The rescues of four of those people were caught on video by Jeani Rice-Cranford, who lives on a nearby hilltop and helped shelter the victims in her home afterward. “I’ve never seen anything like that,” Rice-Cranford said. “Not in real life.”
Rice-Cranford and others had been lined up along the roadside — helplessly watching and listening to the screams — for more than two hours when Boyers showed up. During the rescue “there was a gust of wind, and the helicopter kind of shifted,” Rice-Cranford said. “We all just held our breath. We were just watching with our mouths open, hoping and praying that he would be able to get them.”
That rescue stands out in Among’s mind. They got the mother first, “then we got the daughter and they reunited on the ground,” she said. “They were both hugging each other. It was very emotional.”
At another point, they saw a house on a rise, surrounded by floodwaters but not yet engulfed. Boyers touched down, picking up two men, and saw a girl in the window who refused to come out.

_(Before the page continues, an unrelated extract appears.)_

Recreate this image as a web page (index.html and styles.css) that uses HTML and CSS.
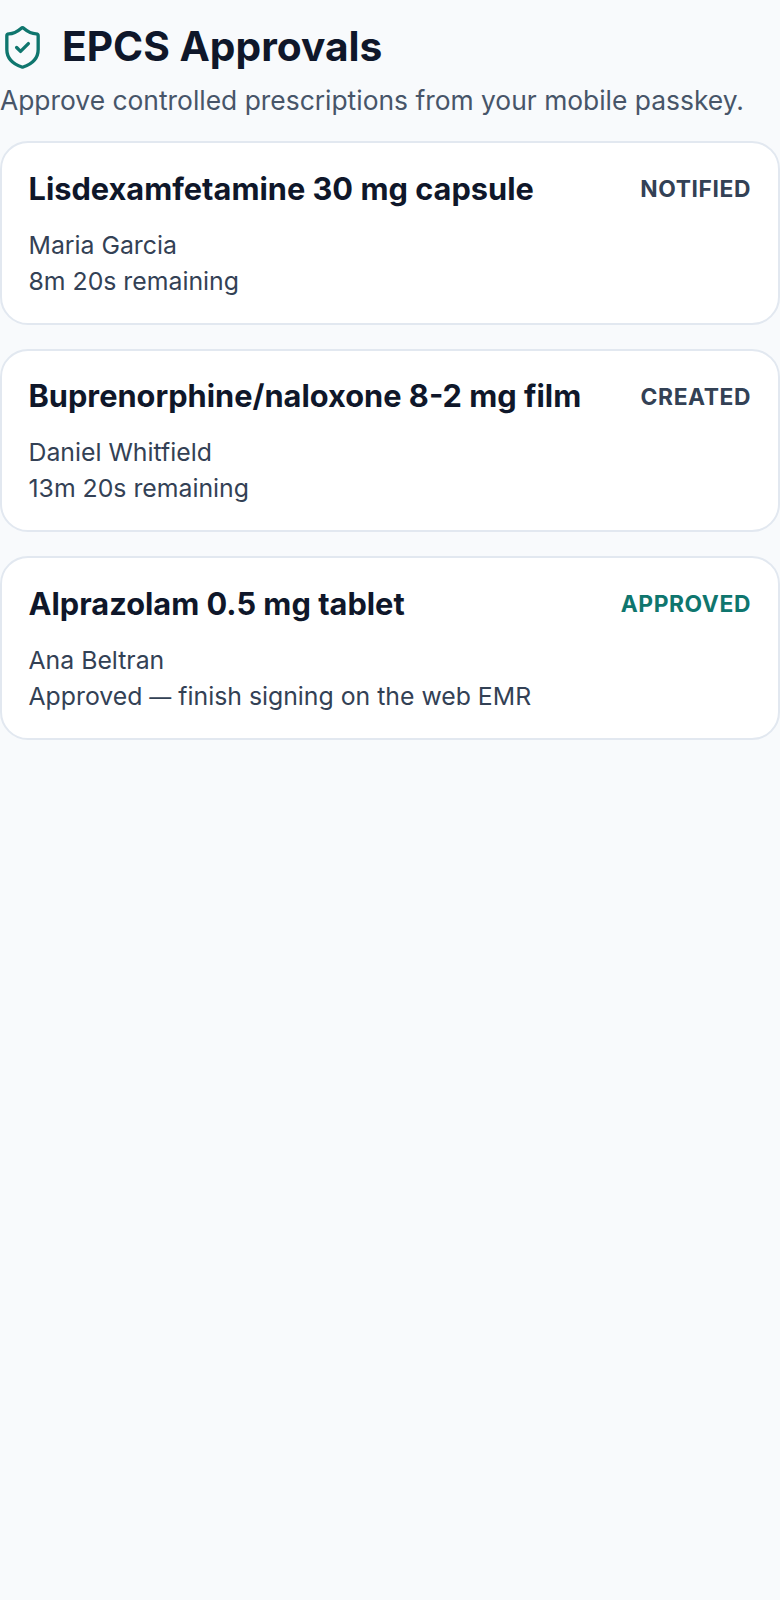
FILE: index.html
```html
<!DOCTYPE html>
<html lang="en">
<head>
<meta charset="utf-8">
<title>EPCS Approvals</title>
<link rel="stylesheet" href="styles.css">
</head>
<body>
<main class="page">
  <header class="head">
    <svg class="shield" width="47" height="47" viewBox="0 0 24 24" fill="none" stroke="#0f766e" stroke-width="1.7" stroke-linecap="round" stroke-linejoin="round">
      <path d="M20 13c0 5-3.5 7.5-7.66 8.95a1 1 0 0 1-.67-.01C7.5 20.5 4 18 4 13V6a1 1 0 0 1 1-1c2 0 4.5-1.2 6.24-2.72a1.17 1.17 0 0 1 1.52 0C14.51 3.81 17 5 19 5a1 1 0 0 1 1 1z"/>
      <path d="m9 12 2 2 4-4"/>
    </svg>
    <h1 class="title">EPCS Approvals</h1>
  </header>
  <p class="sub">Approve controlled prescriptions from your mobile passkey.</p>
  <section class="list">
    <article class="card">
      <div class="row"><h2 class="name">Lisdexamfetamine 30 mg capsule</h2><span class="status">NOTIFIED</span></div>
      <p class="meta">Maria Garcia</p>
      <p class="meta">8m 20s remaining</p>
    </article>
    <article class="card">
      <div class="row"><h2 class="name">Buprenorphine/naloxone 8-2 mg film</h2><span class="status">CREATED</span></div>
      <p class="meta">Daniel Whitfield</p>
      <p class="meta">13m 20s remaining</p>
    </article>
    <article class="card">
      <div class="row"><h2 class="name">Alprazolam 0.5 mg tablet</h2><span class="status ok">APPROVED</span></div>
      <p class="meta">Ana Beltran</p>
      <p class="meta">Approved <span class="dash">—</span> finish signing on the web EMR</p>
    </article>
  </section>
</main>
</body>
</html>
```
FILE: styles.css
```css
* { box-sizing: border-box; }
html, body { margin: 0; padding: 0; }
body { background: #f8fafc; font-family: Inter, "Liberation Sans", sans-serif; width: 780px; height: 1600px; overflow: hidden; }
.page { display: flex; flex-direction: column; }
.head { display: flex; align-items: center; gap: 16.5px; height: 48px; margin-top: 23px; }
.shield { flex: none; margin-left: -1.5px; }
.title { margin: 0; font-size: 40.7px; line-height: 48px; font-weight: 700; color: #0f172a; }
.sub { margin: 12px 0 0; font-size: 26.4px; line-height: 34px; color: #475569; }
.list { display: flex; flex-direction: column; gap: 24px; margin-top: 24px; }
.card { background: #fff; border: 2px solid #e2e8f0; border-radius: 28px; padding: 25.5px 27px 25.5px 26.5px; height: 183.5px; }
.row { display: flex; justify-content: space-between; align-items: center; margin-bottom: 18px; }
.name { margin: 0; font-size: 30.75px; line-height: 40px; font-weight: 700; color: #0f172a; }
.status { font-size: 22.8px; font-weight: 700; letter-spacing: 0.6px; color: #334155; }
.ok { color: #0f766e; }
.meta { margin: 0; font-size: 24.8px; line-height: 36px; color: #334155; }
.dash { font-size: 22px; }
```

He flew out, dropped off one of the men and Among, and brought the other man back with him to hoist the girl into the helicopter. When he landed again, he was able to rescue the girl and a woman who was with her.
“I’m in a little hole with power lines all around. It takes enormous energy to take off vertically like that,” he said. So he left the man briefly and then came back for him. “I just kept doing that over and over again until I was low on fuel.”
All the time, he knew he really was not supposed to be doing any of this.
“Every landing was pretty dangerous,” he said. He’s already had a conversation with the Federal Aviation Administration about it.
“I know the FAA can take my license away if they see me flying like that,” he said. He assured them that he did not charge anyone for the rescue, no one was hurt, the helicopter was not damaged, and there were no law enforcement helicopters in the area. After he left Waverly, he stopped at an airport in the nearby town of Dickson to refuel and heard that the state police and National Guard still had not flown in because of the bad weather.
Boyers said he heard from the woman who originally called him in her desperate search for a helicopter anywhere near Waverly. She said her family was safe, but he doesn’t even know if he rescued them or someone else did.
Pulling people from the floodwaters isn’t the scariest thing he’s ever done, Boyers said. That would have to be flying through clouds on instruments only, with some of those instruments out of order.
“Literally, it just felt like I was working,” he said. “Obviously I tabled the feeling wrenching in everyone’s stomach because of the devastation.”